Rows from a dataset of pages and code

________________________

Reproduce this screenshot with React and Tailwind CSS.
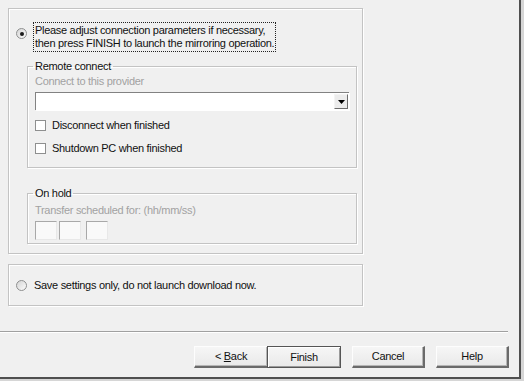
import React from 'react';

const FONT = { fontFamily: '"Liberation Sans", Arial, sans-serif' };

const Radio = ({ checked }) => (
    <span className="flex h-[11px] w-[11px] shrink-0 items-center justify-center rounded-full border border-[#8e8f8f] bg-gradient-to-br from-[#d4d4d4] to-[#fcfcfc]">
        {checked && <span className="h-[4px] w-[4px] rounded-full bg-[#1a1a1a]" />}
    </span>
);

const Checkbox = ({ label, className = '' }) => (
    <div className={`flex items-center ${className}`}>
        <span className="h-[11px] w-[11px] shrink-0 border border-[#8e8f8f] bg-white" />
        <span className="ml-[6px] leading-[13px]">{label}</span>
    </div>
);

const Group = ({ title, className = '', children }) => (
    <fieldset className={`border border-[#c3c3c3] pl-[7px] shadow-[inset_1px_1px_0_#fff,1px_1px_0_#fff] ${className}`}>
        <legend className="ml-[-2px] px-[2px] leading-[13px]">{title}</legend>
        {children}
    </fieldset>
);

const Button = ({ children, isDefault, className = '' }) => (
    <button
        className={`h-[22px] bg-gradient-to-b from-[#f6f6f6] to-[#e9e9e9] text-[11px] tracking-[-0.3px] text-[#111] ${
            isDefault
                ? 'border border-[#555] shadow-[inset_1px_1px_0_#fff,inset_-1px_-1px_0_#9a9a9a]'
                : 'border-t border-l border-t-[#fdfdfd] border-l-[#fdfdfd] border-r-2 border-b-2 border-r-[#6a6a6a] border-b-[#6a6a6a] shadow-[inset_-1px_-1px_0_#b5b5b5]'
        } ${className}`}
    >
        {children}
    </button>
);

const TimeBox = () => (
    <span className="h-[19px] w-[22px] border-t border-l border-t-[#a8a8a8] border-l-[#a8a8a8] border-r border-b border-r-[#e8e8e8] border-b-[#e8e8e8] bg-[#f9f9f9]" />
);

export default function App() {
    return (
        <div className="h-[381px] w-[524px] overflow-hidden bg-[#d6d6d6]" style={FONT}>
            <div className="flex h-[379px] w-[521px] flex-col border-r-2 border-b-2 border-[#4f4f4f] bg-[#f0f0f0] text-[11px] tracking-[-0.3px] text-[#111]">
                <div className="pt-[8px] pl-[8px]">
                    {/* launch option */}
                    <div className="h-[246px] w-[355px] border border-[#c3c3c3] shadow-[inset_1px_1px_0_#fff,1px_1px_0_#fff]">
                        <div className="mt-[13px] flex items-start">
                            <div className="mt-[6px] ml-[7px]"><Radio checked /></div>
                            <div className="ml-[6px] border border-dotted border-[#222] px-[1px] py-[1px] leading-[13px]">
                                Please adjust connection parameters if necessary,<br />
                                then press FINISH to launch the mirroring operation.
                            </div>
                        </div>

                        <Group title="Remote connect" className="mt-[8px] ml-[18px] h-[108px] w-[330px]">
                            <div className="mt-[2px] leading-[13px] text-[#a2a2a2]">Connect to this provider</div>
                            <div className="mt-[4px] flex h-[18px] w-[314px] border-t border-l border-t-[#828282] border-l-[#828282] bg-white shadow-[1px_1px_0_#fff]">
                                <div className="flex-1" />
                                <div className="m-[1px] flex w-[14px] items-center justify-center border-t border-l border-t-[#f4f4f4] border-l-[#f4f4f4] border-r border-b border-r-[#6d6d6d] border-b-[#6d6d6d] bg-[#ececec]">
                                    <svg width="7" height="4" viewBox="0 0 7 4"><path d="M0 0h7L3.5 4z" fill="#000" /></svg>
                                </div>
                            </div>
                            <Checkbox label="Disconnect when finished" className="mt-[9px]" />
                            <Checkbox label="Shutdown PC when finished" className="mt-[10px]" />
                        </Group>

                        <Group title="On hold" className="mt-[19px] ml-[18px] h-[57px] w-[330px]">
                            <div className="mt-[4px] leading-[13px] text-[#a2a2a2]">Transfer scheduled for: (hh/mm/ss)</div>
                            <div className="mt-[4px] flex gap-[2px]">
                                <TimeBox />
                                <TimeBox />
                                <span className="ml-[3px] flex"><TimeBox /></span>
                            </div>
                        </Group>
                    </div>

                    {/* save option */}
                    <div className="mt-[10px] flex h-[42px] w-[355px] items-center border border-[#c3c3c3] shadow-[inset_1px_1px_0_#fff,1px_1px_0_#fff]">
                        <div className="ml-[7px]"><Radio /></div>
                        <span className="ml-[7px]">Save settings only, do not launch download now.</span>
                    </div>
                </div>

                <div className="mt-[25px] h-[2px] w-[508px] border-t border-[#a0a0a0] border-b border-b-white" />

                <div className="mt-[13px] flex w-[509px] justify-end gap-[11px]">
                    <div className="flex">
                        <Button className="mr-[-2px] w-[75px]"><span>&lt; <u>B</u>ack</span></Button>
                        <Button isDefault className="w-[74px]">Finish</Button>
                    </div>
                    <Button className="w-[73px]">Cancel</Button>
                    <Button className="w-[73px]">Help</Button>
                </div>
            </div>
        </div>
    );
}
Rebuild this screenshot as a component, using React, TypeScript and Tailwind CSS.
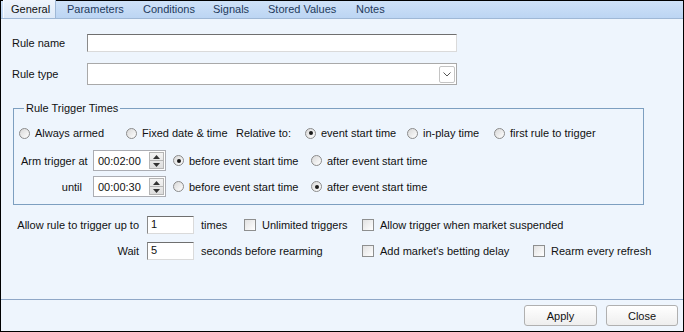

________________________

• **WHAT TO WORK ON**:
Note every line above where the string "React" shows up, and copy those lines.

• **ANSWER**:
Reproduce this screenshot with React and Tailwind CSS.
import React from 'react';
Rebuild this screenshot as a component, using React, TypeScript and Tailwind CSS.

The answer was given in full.